DAYTONA BEACH, Fla. Jimmie Johnson is feeling pretty comfortable with himself after winning Saturday’s Coke Zero 400 at Daytona International Speedway.
But it’s how he’s feeling two months from now that he’s more focused on.
Johnson, a five-time NASCAR Sprint Cup champion, has a 49-point lead over second-place Clint Bowyer in this season’s standings. His four victories are tied with Matt Kenseth, giving him the inside edge for now for the top seed when the Chase for the Cup begins in early September.
“What we’ve done over the course of the year, leading the points like we have with a big margin, that probably sends the biggest message that we’re buttoned up and ready and in a position to win a sixth championship,” Johnson said. “Every point counts. I think we’re locked into the Chase. Clearly we’ve got nothing to worry about from that standpoint.”

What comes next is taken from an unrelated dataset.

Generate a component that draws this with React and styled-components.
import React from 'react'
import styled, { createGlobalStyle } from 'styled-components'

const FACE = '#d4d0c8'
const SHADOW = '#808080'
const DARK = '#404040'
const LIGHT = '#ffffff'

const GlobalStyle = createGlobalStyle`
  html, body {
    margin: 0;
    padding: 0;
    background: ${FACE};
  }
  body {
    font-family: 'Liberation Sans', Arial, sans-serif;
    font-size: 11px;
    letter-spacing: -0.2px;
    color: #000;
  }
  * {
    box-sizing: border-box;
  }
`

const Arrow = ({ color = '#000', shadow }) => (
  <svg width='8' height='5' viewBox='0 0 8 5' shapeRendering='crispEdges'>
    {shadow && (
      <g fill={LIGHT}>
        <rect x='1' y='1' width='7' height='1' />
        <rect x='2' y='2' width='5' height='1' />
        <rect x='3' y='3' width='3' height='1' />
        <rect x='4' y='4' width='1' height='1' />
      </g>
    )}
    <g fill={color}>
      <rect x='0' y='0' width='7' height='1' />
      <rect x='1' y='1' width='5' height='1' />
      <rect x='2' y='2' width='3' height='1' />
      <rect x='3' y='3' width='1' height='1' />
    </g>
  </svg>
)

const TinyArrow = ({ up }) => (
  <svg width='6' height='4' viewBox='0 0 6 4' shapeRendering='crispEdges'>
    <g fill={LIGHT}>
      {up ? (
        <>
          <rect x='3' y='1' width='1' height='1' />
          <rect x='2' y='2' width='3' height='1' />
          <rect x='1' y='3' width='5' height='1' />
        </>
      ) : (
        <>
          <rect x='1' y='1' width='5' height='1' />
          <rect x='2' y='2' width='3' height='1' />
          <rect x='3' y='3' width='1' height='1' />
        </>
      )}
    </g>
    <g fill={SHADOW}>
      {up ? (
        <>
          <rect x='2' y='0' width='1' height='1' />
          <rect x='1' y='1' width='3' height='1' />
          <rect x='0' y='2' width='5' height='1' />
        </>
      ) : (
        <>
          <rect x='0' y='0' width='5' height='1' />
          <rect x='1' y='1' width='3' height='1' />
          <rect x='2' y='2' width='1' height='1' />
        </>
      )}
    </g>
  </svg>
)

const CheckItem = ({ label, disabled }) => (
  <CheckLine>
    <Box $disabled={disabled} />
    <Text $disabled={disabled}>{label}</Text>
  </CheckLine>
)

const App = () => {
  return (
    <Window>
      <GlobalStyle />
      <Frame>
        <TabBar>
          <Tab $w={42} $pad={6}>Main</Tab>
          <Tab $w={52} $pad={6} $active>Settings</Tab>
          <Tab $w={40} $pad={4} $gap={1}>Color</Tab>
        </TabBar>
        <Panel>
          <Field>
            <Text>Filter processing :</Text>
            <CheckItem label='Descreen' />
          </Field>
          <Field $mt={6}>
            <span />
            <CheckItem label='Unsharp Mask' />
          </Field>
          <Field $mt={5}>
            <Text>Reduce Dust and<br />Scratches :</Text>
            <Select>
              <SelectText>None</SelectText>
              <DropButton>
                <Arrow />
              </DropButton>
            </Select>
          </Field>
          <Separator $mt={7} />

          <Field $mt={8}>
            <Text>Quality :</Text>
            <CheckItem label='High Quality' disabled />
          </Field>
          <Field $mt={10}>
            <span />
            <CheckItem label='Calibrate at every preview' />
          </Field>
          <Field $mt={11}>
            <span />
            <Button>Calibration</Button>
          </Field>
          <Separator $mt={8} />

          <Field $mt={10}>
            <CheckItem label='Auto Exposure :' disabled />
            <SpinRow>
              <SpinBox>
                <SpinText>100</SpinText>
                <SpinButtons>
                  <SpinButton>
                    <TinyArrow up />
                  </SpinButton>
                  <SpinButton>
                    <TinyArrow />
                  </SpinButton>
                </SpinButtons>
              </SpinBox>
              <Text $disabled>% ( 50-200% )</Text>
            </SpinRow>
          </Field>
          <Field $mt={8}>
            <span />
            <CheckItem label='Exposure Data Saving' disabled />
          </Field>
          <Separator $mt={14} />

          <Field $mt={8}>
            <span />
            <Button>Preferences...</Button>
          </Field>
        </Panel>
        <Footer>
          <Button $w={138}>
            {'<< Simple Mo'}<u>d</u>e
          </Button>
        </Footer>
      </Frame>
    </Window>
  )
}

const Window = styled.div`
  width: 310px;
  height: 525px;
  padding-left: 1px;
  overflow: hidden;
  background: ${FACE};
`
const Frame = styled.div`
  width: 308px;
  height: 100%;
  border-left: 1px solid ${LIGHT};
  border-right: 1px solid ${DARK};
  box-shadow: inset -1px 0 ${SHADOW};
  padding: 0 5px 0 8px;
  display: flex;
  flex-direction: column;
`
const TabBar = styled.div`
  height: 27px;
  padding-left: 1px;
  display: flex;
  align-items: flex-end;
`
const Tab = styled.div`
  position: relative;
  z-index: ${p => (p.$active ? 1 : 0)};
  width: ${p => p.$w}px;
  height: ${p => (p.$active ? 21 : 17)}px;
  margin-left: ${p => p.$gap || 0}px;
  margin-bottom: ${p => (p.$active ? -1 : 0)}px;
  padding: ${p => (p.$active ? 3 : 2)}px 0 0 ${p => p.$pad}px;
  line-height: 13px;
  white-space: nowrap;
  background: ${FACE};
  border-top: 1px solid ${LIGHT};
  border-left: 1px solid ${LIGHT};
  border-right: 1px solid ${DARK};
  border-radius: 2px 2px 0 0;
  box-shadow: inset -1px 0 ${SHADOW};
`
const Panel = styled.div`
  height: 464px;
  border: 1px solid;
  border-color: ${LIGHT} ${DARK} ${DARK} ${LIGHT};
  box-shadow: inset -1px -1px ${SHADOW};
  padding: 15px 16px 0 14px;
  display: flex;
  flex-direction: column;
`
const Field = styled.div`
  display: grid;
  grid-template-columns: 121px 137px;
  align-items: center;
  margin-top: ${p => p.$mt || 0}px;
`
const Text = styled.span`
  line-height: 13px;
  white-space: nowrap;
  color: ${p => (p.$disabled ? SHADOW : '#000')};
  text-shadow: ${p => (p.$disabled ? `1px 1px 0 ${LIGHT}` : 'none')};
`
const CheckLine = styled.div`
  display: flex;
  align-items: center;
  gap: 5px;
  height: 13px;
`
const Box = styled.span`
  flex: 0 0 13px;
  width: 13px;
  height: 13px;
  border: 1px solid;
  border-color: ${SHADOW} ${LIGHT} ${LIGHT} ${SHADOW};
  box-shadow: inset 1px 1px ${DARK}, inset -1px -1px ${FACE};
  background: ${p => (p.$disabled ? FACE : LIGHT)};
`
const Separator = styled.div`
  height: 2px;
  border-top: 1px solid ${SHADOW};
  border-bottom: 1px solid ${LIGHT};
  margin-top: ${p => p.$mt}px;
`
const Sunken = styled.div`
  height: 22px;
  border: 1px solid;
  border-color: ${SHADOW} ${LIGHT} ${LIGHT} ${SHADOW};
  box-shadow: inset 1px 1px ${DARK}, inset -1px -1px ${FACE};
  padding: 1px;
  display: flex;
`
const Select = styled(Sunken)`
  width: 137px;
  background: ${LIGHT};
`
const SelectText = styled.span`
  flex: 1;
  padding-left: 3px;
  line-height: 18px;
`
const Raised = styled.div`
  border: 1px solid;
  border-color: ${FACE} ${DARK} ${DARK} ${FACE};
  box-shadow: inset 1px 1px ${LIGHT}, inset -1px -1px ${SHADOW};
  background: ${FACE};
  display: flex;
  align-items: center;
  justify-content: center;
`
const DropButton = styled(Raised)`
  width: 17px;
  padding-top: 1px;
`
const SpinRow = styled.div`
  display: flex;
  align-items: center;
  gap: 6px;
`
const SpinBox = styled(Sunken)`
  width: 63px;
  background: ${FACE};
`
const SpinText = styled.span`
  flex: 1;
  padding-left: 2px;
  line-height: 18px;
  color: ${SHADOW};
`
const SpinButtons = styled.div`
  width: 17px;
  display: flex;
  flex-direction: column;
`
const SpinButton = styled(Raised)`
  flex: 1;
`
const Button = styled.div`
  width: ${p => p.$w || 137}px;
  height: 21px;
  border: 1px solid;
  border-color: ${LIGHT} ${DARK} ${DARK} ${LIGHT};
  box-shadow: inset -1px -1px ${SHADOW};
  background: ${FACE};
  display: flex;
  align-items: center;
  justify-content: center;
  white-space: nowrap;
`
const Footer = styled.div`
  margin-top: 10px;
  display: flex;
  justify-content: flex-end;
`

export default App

Johnson said his dominance at Daytona, where he led 94 of 161 laps, shouldn’t be construed as any kind of huge advantage for him as the Chase nears – or when it begins. Only one other restrictor-plate race remains on the schedule (a Chase race at Talladega in October). So he’s more concerned about his Hendrick Motorsports team’s program for 1.5-mile tracks, which make up half of the Chase races.
“(Saturday) doesn’t send the strongest message,” said Johnson. “It’s really what we do on the mile-and-a-half racetracks. People read into it, they look at how you perform week in and week out, and based on (Saturday’s) performance, we’ll have a great race car at Talladega. But that’s the one plate race in the final 10.”

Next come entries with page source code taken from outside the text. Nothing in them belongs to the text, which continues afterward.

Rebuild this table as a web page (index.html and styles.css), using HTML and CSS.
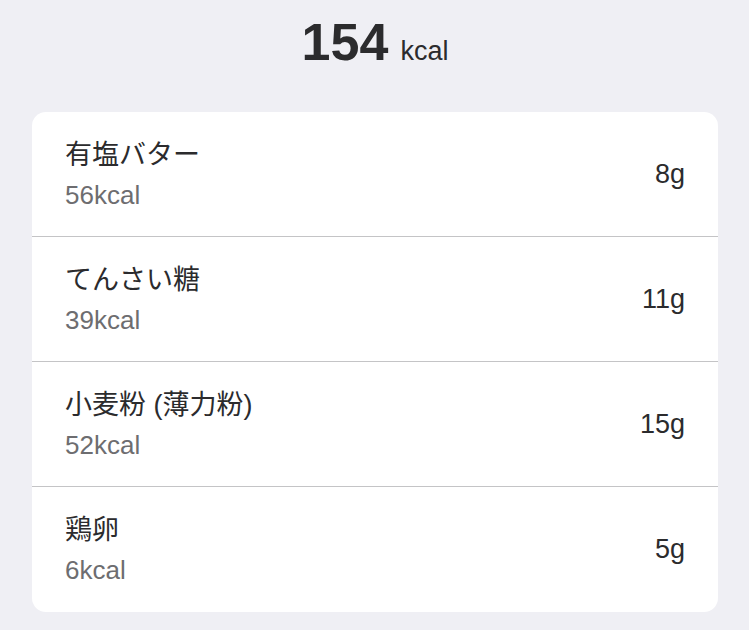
FILE: index.html
```html
<!DOCTYPE html>
<html lang="ja">
<head>
    <meta charset="UTF-8">
    <meta name="viewport" content="width=device-width, initial-scale=1.0">
    <title>Calories</title>
    <link rel="stylesheet" href="styles.css">
</head>
<body>

<div class="total">
    <span class="total-value">154</span>
    <span class="total-unit">kcal</span>
</div>

<div class="card">
    <div class="item">
        <div class="item-info">
            <div class="item-name">有塩バター</div>
            <div class="item-kcal">56kcal</div>
        </div>
        <div class="item-amount">8g</div>
    </div>
    <div class="item">
        <div class="item-info">
            <div class="item-name">てんさい糖</div>
            <div class="item-kcal">39kcal</div>
        </div>
        <div class="item-amount">11g</div>
    </div>
    <div class="item">
        <div class="item-info">
            <div class="item-name">小麦粉 (薄力粉)</div>
            <div class="item-kcal">52kcal</div>
        </div>
        <div class="item-amount">15g</div>
    </div>
    <div class="item">
        <div class="item-info">
            <div class="item-name">鶏卵</div>
            <div class="item-kcal">6kcal</div>
        </div>
        <div class="item-amount">5g</div>
    </div>
</div>

</body>
</html>
```

FILE: styles.css
```css
body {
    font-family: "Liberation Sans", "Noto Sans CJK JP", sans-serif;
    margin: 0;
    padding: 0 31px 0 32px;
    background-color: #efeff4;
    color: #2b2b2d;
}
.total {
    display: flex;
    justify-content: center;
    align-items: baseline;
    gap: 12px;
    height: 112px;
    box-sizing: border-box;
}
.total-value {
    font-size: 52px;
    font-weight: bold;
    line-height: 84px;
}
.total-unit {
    font-size: 27px;
}
.card {
    background-color: #fff;
    border-radius: 14px;
    overflow: hidden;
}
.item {
    display: flex;
    justify-content: space-between;
    align-items: center;
    height: 125px;
    padding: 0 33px;
    border-bottom: 1px solid #c4c4c6;
    box-sizing: border-box;
}
.item:last-child {
    border-bottom: none;
}
.item-info {
    display: flex;
    flex-direction: column;
    gap: 9px;
}
.item-name {
    font-size: 27px;
    line-height: 32px;
}
.item-kcal {
    font-size: 26px;
    line-height: 30px;
    color: #6d6d70;
}
.item-amount {
    font-size: 27px;
}
```
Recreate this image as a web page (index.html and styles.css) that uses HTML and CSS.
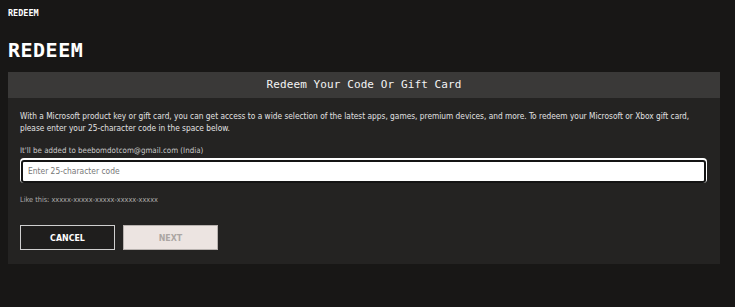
FILE: index.html
```html
<!DOCTYPE html>
<html lang="en">
<head>
<meta charset="utf-8">
<title>Redeem</title>
<link rel="stylesheet" href="styles.css">
</head>
<body>
<div class="crumb">REDEEM</div>
<h1 class="page-title">REDEEM</h1>
<section class="panel">
  <div class="panel-head">Redeem Your Code Or Gift Card</div>
  <div class="panel-body">
    <p class="intro">With a Microsoft product key or gift card, you can get access to a wide selection of the latest apps, games, premium devices, and more. To redeem your Microsoft or Xbox gift card, please enter your 25-character code in the space below.</p>
    <p class="account">It'll be added to beebomdotcom@gmail.com (India)</p>
    <div class="field"><input class="code-input" type="text" placeholder="Enter 25-character code"></div>
    <p class="hint">Like this: xxxxx-xxxxx-xxxxx-xxxxx-xxxxx</p>
    <div class="actions">
      <button class="btn btn-cancel">CANCEL</button>
      <button class="btn btn-next">NEXT</button>
    </div>
  </div>
</section>
</body>
</html>
```
FILE: styles.css
```css
html, body {
  margin: 0;
  padding: 0;
  background: #181716;
  width: 735px;
  height: 307px;
  overflow: hidden;
}
body {
  font-family: "DejaVu Sans Condensed", "DejaVu Sans", sans-serif;
  font-stretch: condensed;
  color: #ddd;
}
.crumb {
  padding: 8px 8px 0;
  height: 10px;
  line-height: 10px;
  font-family: "DejaVu Sans Mono", monospace;
  font-stretch: normal;
  font-weight: bold;
  font-size: 8.5px;
  color: #fff;
}
.page-title {
  margin: 22px 0 0 8px;
  height: 20px;
  line-height: 20px;
  font-family: "DejaVu Sans Mono", monospace;
  font-stretch: normal;
  font-weight: bold;
  font-size: 20px;
  letter-spacing: 0.5px;
  color: #fff;
}
.panel {
  margin: 12px 0 0 8px;
  width: 712px;
  background: #242322;
}
.panel-head {
  height: 26px;
  line-height: 26px;
  background: #3a3938;
  text-align: center;
  font-family: "DejaVu Sans Mono", monospace;
  font-stretch: normal;
  font-size: 11px;
  letter-spacing: 0.1px;
  color: #f4f4f4;
}
.panel-body {
  padding: 12px 13px 14px 12px;
}
.intro {
  margin: 0;
  font-size: 8.28px;
  line-height: 12px;
  color: #e2e2e2;
}
.account {
  margin: 11px 0 1px;
  font-size: 7.9px;
  line-height: 12px;
  color: #c8c8c8;
}
.field {
  background: #fff;
  padding: 1px;
  border-radius: 4px;
  height: 23px;
}
.code-input {
  box-sizing: border-box;
  width: 100%;
  height: 23px;
  margin: 0;
  border: 2px solid #141414;
  border-radius: 3px;
  background: #fff;
  padding: 0 0 0 5px;
  font-family: "DejaVu Sans Condensed", "DejaVu Sans", sans-serif;
  font-stretch: condensed;
  font-size: 8.4px;
  color: #333;
  outline: none;
}
.code-input::placeholder {
  color: #777;
}
.hint {
  margin: 11px 0 0;
  font-size: 7.3px;
  line-height: 12px;
  color: #adadad;
}
.actions {
  display: flex;
  gap: 8px;
  margin-top: 19px;
}
.btn {
  box-sizing: border-box;
  width: 95px;
  height: 25px;
  padding: 0;
  font-family: "DejaVu Sans Condensed", "DejaVu Sans", sans-serif;
  font-stretch: condensed;
  font-weight: bold;
  font-size: 8.8px;
  cursor: pointer;
}
.btn-cancel {
  background: #1f1e1d;
  border: 1px solid #cfcfcf;
  color: #fff;
}
.btn-next {
  background: #ece4e1;
  border: 1px solid #b8b2af;
  color: #aba6a3;
}
```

A sixth Cup would be significant – only Dale Earnhardt and Richard Petty have won more – but Johnson made another kind of history Saturday. He became the first driver since Bobby Allison in 1982 to win both races at Daytona in one season.
“It’s amazing to (be) associated with that,” said Chad Knaus, Johnson’s crew chief.

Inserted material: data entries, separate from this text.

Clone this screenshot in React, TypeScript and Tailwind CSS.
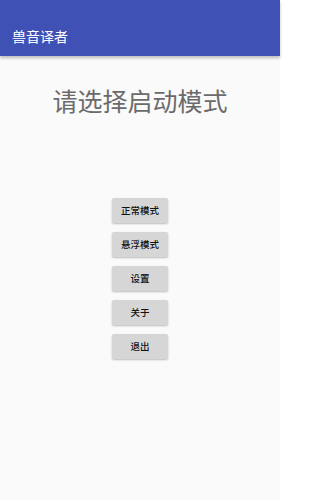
const buttons = ["正常模式", "悬浮模式", "设置", "关于", "退出"];

export default function App() {
  return (
    <div
      className="w-[280px] h-[500px] bg-[#fafafa] flex flex-col"
      style={{ fontFamily: '"Noto Sans CJK SC", "Noto Sans", sans-serif' }}
    >
      <header className="h-[56px] shrink-0 bg-[#3f51b5] flex items-center px-3 shadow-[0_2px_3px_rgba(0,0,0,0.25)]">
        <span className="text-white text-[14px] pt-[16px]">兽音译者</span>
      </header>
      <h1 className="mt-[28px] text-center text-[25px] leading-[32px] text-[#6b6b6b]">请选择启动模式</h1>
      <div className="mt-[82px] flex flex-col items-center gap-[9px]">
        {buttons.map((b) => (
          <button
            key={b}
            className="w-[56px] h-[25px] bg-[#d6d6d6] rounded-[2px] text-[9.5px] font-medium text-[#111] shadow-[0_1px_2px_rgba(0,0,0,0.25)]"
          >
            {b}
          </button>
        ))}
      </div>
    </div>
  );
}
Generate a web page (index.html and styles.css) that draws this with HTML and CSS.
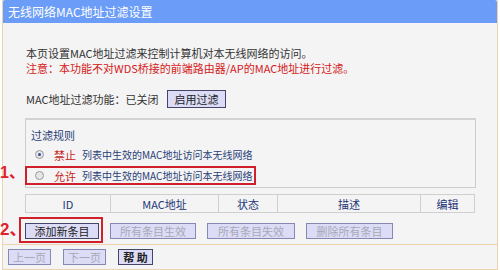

Johnson said he has always thought the relationship that hall-of-famer Allison had with his late son Davey was special.
“I always admired Bobby and Davey and thought it was so cool that a father and son were racing against each other,” said Johnson. “I remember watching the Daytona 500 where they duked it out.
“I really liked the whole father-son aspect. I had a great relationship with my dad growing up from a racing standpoint. We’d go to the desert and ride, and he’d teach me things. So there’s that connection that I had, that it would be cool to race against your dad.
“I never had that chance, but it helped me build a fondness for both of them.”
Johnson was working in an engine shop in Santee, Calif., in 1992 when he learned that Davey Allison had been killed in a helicopter accident.
“Some people remember where they were when Princess Diana passed away,” said Johnson. “I remember where I was, where I was standing, where I was working when I heard on the radio that Davey had crashed in the helicopter.”